Totalement indifférent aux questions politiques, François est, dès le début du roman, le parfait représentant de ces sujets à la servitude volontaire qu’évoquait Tocqueville – « hommes semblables et égaux qui tournent sans repos sur eux-mêmes pour se procurer de petits et vulgaires plaisirs dont ils emplissent leur âme ; chacun d’eux, retiré à l’écart, est comme étranger à la destinée des autres (...) il n’existe qu’en lui-même et pour lui seul » (Ibid.). La situation s’est même dégradée depuis Tocqueville, puisque François n’a, lui, aucun proche – dilution ultime de la cellule sociale, que le penseur de la démocratie n’avait même pas envisagée en 1835.
La vie politique est pour François un pur spectacle – et, à aucun moment, il ne pense à s’y impliquer, ne serait-ce qu’en remplissant le devoir minimal du citoyen : voter. Citoyen, il ne l’est « que de manière un peu théorique » ; mais le plus intéressant est que la dynamique romanesque nous pousse à nous interroger sur notre propre désinvestissement du politique – et donc notre propre propension à abdiquer notre autonomie au profit d’un pouvoir enveloppant – incarné, au premier chef, par celui de l’auteur.
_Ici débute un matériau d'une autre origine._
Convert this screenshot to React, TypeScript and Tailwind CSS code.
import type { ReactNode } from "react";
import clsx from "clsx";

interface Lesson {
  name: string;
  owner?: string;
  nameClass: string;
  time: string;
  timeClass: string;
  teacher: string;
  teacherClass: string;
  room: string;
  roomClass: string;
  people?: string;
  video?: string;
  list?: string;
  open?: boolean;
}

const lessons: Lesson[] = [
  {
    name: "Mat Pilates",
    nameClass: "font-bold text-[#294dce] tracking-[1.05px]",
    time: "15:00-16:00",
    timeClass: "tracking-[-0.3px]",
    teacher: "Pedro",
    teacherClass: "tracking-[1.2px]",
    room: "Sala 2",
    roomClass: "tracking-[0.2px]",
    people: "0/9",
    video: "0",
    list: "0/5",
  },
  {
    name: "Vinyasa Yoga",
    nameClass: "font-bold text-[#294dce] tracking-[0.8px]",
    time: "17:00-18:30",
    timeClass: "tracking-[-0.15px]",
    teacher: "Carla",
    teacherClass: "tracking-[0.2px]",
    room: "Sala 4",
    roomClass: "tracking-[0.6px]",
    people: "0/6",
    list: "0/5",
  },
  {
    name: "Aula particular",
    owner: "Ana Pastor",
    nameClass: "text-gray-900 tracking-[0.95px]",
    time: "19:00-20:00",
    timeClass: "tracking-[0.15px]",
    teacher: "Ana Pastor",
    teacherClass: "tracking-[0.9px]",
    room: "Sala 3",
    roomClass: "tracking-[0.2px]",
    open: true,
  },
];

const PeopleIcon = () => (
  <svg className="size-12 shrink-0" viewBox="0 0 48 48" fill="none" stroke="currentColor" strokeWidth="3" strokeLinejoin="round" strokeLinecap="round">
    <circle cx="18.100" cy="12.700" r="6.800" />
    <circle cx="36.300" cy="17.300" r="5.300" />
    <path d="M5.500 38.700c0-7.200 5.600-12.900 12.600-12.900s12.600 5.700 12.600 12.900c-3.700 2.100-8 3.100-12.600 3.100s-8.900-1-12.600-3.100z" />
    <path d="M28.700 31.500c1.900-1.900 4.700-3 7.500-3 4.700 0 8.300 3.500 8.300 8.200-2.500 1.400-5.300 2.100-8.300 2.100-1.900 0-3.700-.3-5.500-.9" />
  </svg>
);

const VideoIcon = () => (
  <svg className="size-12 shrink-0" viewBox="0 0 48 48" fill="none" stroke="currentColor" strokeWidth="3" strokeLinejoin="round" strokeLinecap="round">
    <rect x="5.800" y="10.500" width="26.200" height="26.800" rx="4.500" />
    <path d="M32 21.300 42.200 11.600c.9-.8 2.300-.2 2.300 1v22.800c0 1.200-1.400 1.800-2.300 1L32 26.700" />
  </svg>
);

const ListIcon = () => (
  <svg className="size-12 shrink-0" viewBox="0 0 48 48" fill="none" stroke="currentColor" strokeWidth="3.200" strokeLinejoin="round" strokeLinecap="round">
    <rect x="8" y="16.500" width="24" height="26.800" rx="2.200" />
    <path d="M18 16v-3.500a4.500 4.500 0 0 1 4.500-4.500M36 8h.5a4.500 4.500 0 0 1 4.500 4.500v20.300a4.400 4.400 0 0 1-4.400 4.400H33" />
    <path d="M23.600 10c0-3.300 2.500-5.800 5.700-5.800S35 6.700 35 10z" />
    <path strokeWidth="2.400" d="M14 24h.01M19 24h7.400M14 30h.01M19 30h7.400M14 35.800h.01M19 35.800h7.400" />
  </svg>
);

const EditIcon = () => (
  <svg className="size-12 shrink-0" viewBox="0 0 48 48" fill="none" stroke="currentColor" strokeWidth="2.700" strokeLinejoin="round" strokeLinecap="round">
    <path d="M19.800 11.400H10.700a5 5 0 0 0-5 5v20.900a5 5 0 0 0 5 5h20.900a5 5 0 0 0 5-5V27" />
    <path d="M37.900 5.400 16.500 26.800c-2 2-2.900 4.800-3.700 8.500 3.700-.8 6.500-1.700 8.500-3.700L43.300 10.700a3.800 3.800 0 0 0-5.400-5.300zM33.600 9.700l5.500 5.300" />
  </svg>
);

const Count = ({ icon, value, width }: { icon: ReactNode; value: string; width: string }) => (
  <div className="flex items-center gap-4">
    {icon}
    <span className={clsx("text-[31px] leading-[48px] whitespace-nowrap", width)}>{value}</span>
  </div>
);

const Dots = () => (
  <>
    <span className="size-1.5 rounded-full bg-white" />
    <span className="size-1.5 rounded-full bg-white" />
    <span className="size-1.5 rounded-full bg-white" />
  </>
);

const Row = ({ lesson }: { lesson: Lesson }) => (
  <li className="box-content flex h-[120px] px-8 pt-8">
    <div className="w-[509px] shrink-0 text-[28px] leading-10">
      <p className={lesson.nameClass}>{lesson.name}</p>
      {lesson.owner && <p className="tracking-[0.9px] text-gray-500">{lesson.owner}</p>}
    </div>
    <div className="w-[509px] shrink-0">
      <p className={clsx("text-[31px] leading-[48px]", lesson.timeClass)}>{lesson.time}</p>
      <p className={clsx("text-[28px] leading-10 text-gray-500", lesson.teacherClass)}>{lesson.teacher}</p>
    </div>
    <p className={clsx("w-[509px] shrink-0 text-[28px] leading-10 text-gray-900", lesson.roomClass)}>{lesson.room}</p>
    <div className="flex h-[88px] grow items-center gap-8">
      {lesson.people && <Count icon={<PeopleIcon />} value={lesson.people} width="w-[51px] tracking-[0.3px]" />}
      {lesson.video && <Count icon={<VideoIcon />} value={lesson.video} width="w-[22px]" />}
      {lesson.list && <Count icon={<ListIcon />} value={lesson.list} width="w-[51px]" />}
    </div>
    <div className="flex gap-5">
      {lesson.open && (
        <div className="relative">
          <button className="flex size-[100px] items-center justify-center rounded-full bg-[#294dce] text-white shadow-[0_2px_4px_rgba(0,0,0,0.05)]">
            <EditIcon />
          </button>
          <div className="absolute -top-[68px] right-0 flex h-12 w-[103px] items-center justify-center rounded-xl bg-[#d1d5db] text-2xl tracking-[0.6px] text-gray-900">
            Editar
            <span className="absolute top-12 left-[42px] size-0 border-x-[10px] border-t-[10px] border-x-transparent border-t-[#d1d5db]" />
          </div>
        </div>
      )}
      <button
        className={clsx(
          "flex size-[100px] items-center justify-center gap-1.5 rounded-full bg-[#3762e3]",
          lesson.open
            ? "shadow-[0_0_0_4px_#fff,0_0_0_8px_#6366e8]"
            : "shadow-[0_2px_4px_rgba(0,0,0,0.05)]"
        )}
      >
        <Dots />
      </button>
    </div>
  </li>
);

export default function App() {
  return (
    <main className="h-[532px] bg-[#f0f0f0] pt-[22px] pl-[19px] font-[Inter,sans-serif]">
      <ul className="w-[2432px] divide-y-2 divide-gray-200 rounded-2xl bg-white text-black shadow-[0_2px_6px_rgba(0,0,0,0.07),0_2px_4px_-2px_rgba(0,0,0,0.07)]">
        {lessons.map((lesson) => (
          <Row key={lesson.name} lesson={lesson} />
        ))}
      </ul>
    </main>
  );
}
Sur la question du vote, notamment : le lecteur, s’il en a le réflexe intellectuel, doit lui-même reconstituer l’agenda du narrateur lors des journées électorales – pour en conclure que vraisemblablement, celui-ci ne s’est pas rendu aux urnes. Mais, s’il reste piégé dans la narration, il se désintéressera totalement de ce qui est, pourtant, l’acte fondamental en démocratie.
De la même façon, l’ensemble du récit propose toute une série d’affirmations douteuses, dénoncées comme telles dans le texte, qu’il appartient au lecteur de relever et d’interroger pour rétablir les termes d’un véritable débat politique – celui auquel nous invite le roman, sur la place de la religion aujourd’hui notamment, mais qui ne saurait se limiter aux déclarations à l’emporte-pièce du narrateur ou des grands médias, relayées dans le récit, et d’ailleurs souvent contradictoires d’une page à l’autre – pour peu, bien sûr, que le lecteur veille à les articuler entre elles.
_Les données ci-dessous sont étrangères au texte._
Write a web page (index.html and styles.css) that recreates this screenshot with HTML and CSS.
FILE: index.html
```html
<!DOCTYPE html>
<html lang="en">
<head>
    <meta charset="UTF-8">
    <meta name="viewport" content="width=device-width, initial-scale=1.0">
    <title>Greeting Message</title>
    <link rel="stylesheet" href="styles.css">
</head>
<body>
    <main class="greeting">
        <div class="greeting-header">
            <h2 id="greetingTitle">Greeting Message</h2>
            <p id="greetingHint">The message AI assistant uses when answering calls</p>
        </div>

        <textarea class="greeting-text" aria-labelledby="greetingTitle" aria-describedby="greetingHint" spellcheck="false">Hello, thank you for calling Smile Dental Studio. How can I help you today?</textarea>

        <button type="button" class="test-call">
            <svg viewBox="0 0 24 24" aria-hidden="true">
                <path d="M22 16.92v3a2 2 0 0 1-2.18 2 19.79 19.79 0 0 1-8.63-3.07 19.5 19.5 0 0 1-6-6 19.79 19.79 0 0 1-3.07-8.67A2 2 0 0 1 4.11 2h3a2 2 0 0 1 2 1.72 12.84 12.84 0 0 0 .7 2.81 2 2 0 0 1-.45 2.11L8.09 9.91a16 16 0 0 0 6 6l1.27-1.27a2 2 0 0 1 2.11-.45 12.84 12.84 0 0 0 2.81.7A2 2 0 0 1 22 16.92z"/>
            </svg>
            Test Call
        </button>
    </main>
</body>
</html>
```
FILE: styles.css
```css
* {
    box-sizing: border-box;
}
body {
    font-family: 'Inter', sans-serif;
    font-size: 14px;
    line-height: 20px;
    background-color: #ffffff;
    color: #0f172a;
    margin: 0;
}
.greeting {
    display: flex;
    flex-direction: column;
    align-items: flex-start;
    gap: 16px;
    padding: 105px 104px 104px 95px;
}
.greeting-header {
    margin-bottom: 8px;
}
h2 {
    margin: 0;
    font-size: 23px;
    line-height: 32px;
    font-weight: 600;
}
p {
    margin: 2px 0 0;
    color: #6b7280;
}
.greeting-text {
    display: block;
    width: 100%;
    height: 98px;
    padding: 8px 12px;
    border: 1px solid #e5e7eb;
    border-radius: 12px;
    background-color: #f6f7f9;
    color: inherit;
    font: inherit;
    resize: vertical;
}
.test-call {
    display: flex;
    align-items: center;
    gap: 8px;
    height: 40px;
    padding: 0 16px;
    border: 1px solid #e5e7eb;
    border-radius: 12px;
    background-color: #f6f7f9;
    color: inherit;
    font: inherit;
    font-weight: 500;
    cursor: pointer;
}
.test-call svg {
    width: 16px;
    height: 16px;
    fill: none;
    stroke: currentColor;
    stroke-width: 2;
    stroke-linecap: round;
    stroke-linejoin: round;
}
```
L’œuvre de Houellebecq a tout pour exaspérer les humanistes – l’une de ses cibles préférées ; mais son roman, et ce n’est pas si fréquent, propose une véritable expérience de lecture, nous permettant de tester notre propre soumission – à l’autorité factice du narrateur, d’abord, mais aussi, par paresse ou désintérêt, à un débat public standardisé et, faute d’un véritable effort de mise en rapport, très mal informé malgré la multiplication des sources d’information. Le côté retors de sa narration, si elle ne nous piège pas, nous entraîne à la distance critique – qualité de base du citoyen responsable. Alors, Soumission, lecture d’utilité publique pour revivifier le débat démocratique ?
Caroline Julliot (Université du Maine).